S’agissant de l’extradition, l’article 5 de la Convention estime que la disparition forcée de personnes n’est pas considérée comme un délit politique ; elle est incluse au nombre des délits qui donnent lieu à l’extradition dans tout traité sur l’extradition conclu entre les Etats parties. De ce fait, les auteurs, ou auteurs présumés de disparition forcée pourront donc faire l’objet d’une extradition à la demande de l’Etat sur le territoire duquel le crime a été commis. Quand un Etat partie n’accorde par l’extradition, il soumet l’affaire à ses autorités compétentes aux fins d’instruction et, le cas échéant, de poursuites pénales.

Parmi les autres similitudes existant entre la Convention interaméricaine et la Déclaration de l’Assemblée Générale de 1992, il convient de mentionner l’interdiction d’invoquer l’excuse de l’« obéissance due », l’obligation pour les auteurs présumés des faits constitutifs du délit de disparition forcée de personnes d’être jugés uniquement par les juridictions de droit commun (à l’exclusion de tout autre juridiction spéciale et notamment militaire), l’obligation de respecter les conditions nécessaires à l’éradication des détentions arbitraires et illégales et enfin de garantir le libre exercice du droit d’habeas corpus.

La Convention interaméricaine n’est pas aussi large que la Déclaration de 1992 quant au respect des droits énoncés. Par exemple, le droit à réparation, celui à la réadaptation et à l’indemnisation des victimes figurent dans la Déclaration et non dans la Convention (15). Il en va de même s’agissant du droit de dénoncer le délit de disparition forcée, entraînant l’obligation pour l’Etat de mener l’enquête et de protéger les témoins, la famille et les avocats des victimes.

Par ailleurs, la question de l’interdiction d’amnistie des auteurs ou auteurs présumés de disparition forcée abordée par la Déclaration ne l’est pas par la Convention (16).
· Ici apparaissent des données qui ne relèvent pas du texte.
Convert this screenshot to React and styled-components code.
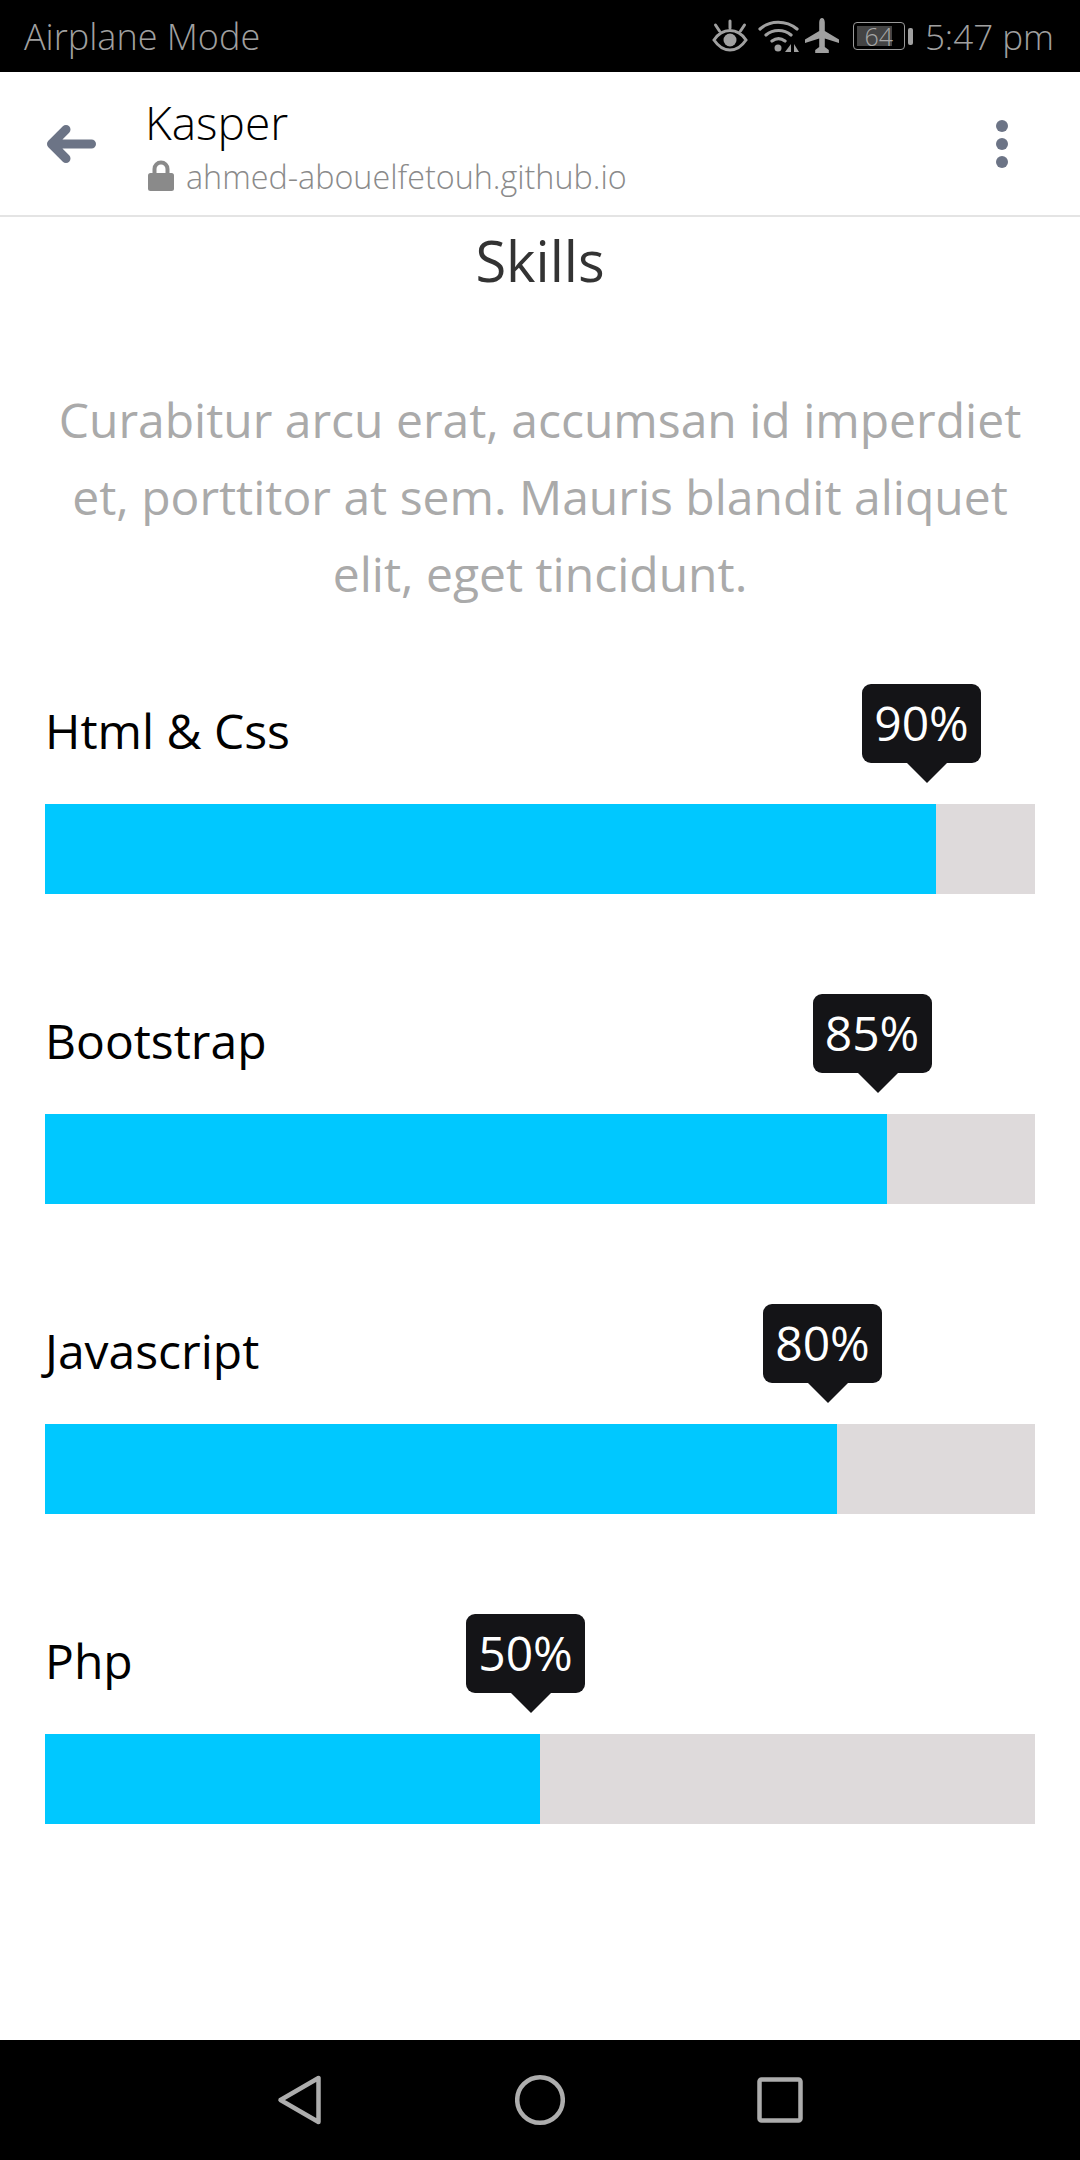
import React from 'react';
import styled, { createGlobalStyle } from 'styled-components';

const GlobalStyle = createGlobalStyle`
  html, body {
    margin: 0;
    padding: 0;
    background: #fff;
    font-family: "Open Sans", "Noto Sans", sans-serif;
  }
`;

const Page = styled.div`
  width: 1080px;
  height: 2160px;
  display: flex;
  flex-direction: column;
  overflow: hidden;
`;

const StatusBar = styled.div`
  height: 72px;
  flex: none;
  background: #000;
  color: #a0a0a0;
  display: flex;
  align-items: center;
  justify-content: space-between;
  padding: 0 26px 0 24px;
  font-size: 36px;
  font-weight: 300;
`;

const StatusRight = styled.div`
  display: flex;
  align-items: center;
`;

const StatusIcon = styled.svg`
  flex: none;
  margin-left: ${(p) => p.$gap || 0}px;
`;

const StatusTime = styled.span`
  margin-left: 12px;
  font-size: 35px;
`;

const BatteryBox = styled.div`
  position: relative;
  width: 50px;
  height: 26px;
  margin-left: 14px;
  border: 1.5px solid #9a9a9a;
  border-radius: 4px;
  display: flex;
  align-items: center;
  justify-content: center;
  font-size: 25px;
  color: #a8a8a8;
  box-sizing: content-box;
`;

const BatteryLevel = styled.div`
  position: absolute;
  left: 3px;
  top: 3px;
  bottom: 3px;
  width: 70%;
  background: #444;
`;

const BatteryText = styled.span`
  position: relative;
`;

const BatteryCap = styled.div`
  width: 5px;
  height: 17px;
  margin-left: 3px;
  background: #a0a0a0;
  border-radius: 2px;
`;

const Header = styled.header`
  height: 145px;
  flex: none;
  box-sizing: border-box;
  border-bottom: 2px solid #e4e4e4;
  display: flex;
  align-items: center;
  padding: 0 72px 0 46px;
`;

const BackButton = styled.svg`
  width: 50px;
  height: 42px;
  flex: none;
`;

const Titles = styled.div`
  flex: 1;
  margin-left: 49px;
  display: flex;
  flex-direction: column;
`;

const Title = styled.div`
  font-size: 46px;
  font-weight: 300;
  line-height: 60px;
  color: #000;
`;

const Url = styled.div`
  display: flex;
  align-items: center;
  margin-top: 4px;
  font-size: 32.3px;
  font-weight: 300;
  line-height: 40px;
  color: #8a8a8a;
`;

const LockIcon = styled.svg`
  width: 28px;
  height: 32px;
  margin: 0 11px 0 2px;
  flex: none;
`;

const Dots = styled.div`
  display: flex;
  flex-direction: column;
  gap: 6px;
`;

const Dot = styled.span`
  width: 12px;
  height: 12px;
  border-radius: 50%;
  background: #6c7486;
`;

const Content = styled.main`
  flex: 1;
  padding: 0 45px;
  display: flex;
  flex-direction: column;
`;

const Heading = styled.h2`
  margin: 0;
  padding-top: 10px;
  height: 66px;
  text-align: center;
  font-size: 56px;
  font-weight: 400;
  line-height: 66px;
  color: #333;
`;

const Intro = styled.p`
  margin: 88px 0 0;
  text-align: center;
  font-size: 48px;
  line-height: 77px;
  color: #aaa;
`;

const SkillList = styled.div`
  margin-top: 62px;
  display: flex;
  flex-direction: column;
  gap: 90px;
`;

const Skill = styled.div`
  display: flex;
  flex-direction: column;
`;

const SkillName = styled.div`
  height: 130px;
  padding-top: 25px;
  box-sizing: border-box;
  font-size: 48px;
  line-height: 64px;
  color: #000;
`;

const Track = styled.div`
  height: 90px;
  background: #dedadb;
`;

const Fill = styled.div`
  position: relative;
  height: 100%;
  background: #00c8ff;
`;

const Bubble = styled.div`
  position: absolute;
  right: -45px;
  top: -120px;
  width: 119px;
  height: 79px;
  box-sizing: border-box;
  background: #141417;
  border-radius: 9px;
  color: #fff;
  font-size: 48px;
  line-height: 77px;
  text-align: center;

  &::after {
    content: "";
    position: absolute;
    right: 34px;
    bottom: -20px;
    border-style: solid;
    border-width: 20px 20px 0;
    border-color: #141417 transparent transparent;
  }
`;

const NavBar = styled.nav`
  height: 120px;
  flex: none;
  background: #000;
  display: flex;
  align-items: center;
  justify-content: center;
  gap: 190px;
`;

const NavIcon = styled.svg`
  width: 50px;
  height: 60px;
`;

const skills = [
  { name: 'Html & Css', value: 90 },
  { name: 'Bootstrap', value: 85 },
  { name: 'Javascript', value: 80 },
  { name: 'Php', value: 50 },
];

function EyeIcon() {
  return (
    <StatusIcon width="38" height="34" viewBox="0 0 38 34" fill="none">
      <path d="M3 21C8 13.500 13 11.500 19 11.500s11 2 16 9.500C30 28.500 25 31 19 31S8 28.500 3 21Z" stroke="#a0a0a0" strokeWidth="3" />
      <circle cx="19" cy="21" r="6.500" fill="#a0a0a0" />
      <path d="M19 2v7M4.500 6l4 6M33.500 6l-4 6" stroke="#a0a0a0" strokeWidth="3" strokeLinecap="round" />
    </StatusIcon>
  );
}

function WifiIcon() {
  return (
    <StatusIcon $gap={9} width="42" height="34" viewBox="0 0 42 34" fill="none">
      <path d="M2 10C12 1 28 1 39 10M8 16c7-6 18-6 25 0M14 22c4-3 9-3 13 0" stroke="#a0a0a0" strokeWidth="3.200" strokeLinecap="round" />
      <circle cx="20" cy="29" r="3.500" fill="#a0a0a0" />
      <path d="M33 25v8h-6ZM36 25v8h5Z" fill="#a0a0a0" />
    </StatusIcon>
  );
}

function PlaneIcon() {
  return (
    <StatusIcon $gap={5} width="34" height="36" viewBox="0 0 34 36">
      <path d="M17 0c1.600 0 2.800 2 2.800 4.500V13L34 21.500V25l-14.200-4.500V29l4 3v3H10.200v-3l4-3v-8.500L0 25v-3.500L14.200 13V4.500C14.200 2 15.400 0 17 0Z" fill="#a0a0a0" />
    </StatusIcon>
  );
}

function SkillRow({ name, value }) {
  return (
    <Skill>
      <SkillName>{name}</SkillName>
      <Track>
        <Fill style={{ width: `${value}%` }}>
          <Bubble>{value}%</Bubble>
        </Fill>
      </Track>
    </Skill>
  );
}

export default function App() {
  return (
    <Page>
      <GlobalStyle />
      <StatusBar>
        <span>Airplane Mode</span>
        <StatusRight>
          <EyeIcon />
          <WifiIcon />
          <PlaneIcon />
          <BatteryBox>
            <BatteryLevel />
            <BatteryText>64</BatteryText>
          </BatteryBox>
          <BatteryCap />
          <StatusTime>5:47 pm</StatusTime>
        </StatusRight>
      </StatusBar>
      <Header>
        <BackButton viewBox="0 0 50 42" fill="none">
          <path d="M45.500 21H6M20 6.500 5.500 21 20 35.500" stroke="#6c7486" strokeWidth="9" strokeLinecap="round" strokeLinejoin="round" />
        </BackButton>
        <Titles>
          <Title>Kasper</Title>
          <Url>
            <LockIcon viewBox="0 0 28 32">
              <path d="M7.500 14V9a6.500 6.500 0 0 1 13 0v5" fill="none" stroke="#8a8a8a" strokeWidth="4" />
              <rect x="1" y="13" width="26" height="18" rx="2.500" fill="#8a8a8a" />
            </LockIcon>
            ahmed-abouelfetouh.github.io
          </Url>
        </Titles>
        <Dots>
          <Dot />
          <Dot />
          <Dot />
        </Dots>
      </Header>
      <Content>
        <Heading>Skills</Heading>
        <Intro>Curabitur arcu erat, accumsan id imperdiet et, porttitor at sem. Mauris blandit aliquet elit, eget tincidunt.</Intro>
        <SkillList>
          {skills.map((skill) => (
            <SkillRow key={skill.name} {...skill} />
          ))}
        </SkillList>
      </Content>
      <NavBar>
        <NavIcon viewBox="0 0 50 60" fill="none">
          <path d="M43.500 8v44L5.500 30Z" stroke="#adadad" strokeWidth="4.500" strokeLinejoin="round" />
        </NavIcon>
        <NavIcon viewBox="0 0 50 60" fill="none">
          <circle cx="25" cy="30" r="22.800" stroke="#adadad" strokeWidth="4.500" />
        </NavIcon>
        <NavIcon viewBox="0 0 50 60" fill="none">
          <rect x="4.500" y="9.500" width="41" height="41" rx="2" stroke="#adadad" strokeWidth="4.500" />
        </NavIcon>
      </NavBar>
    </Page>
  );
}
Enfin, il convient de souligner l’importance de l’article VII de la Convention Interaméricaine relative à l’imprescriptibilité de l’action pénale introduite à raison de la disparition forcée de personnes et des peines imposées judiciairement aux auteurs de cet acte. La seule limite à cette règle réside dans l’existence d’une norme fondamentale contraire, auquel cas la période de prescription doit être égale à celle applicable au délit le plus grave sanctionné dans la législation interne de l’Etat parti en cause.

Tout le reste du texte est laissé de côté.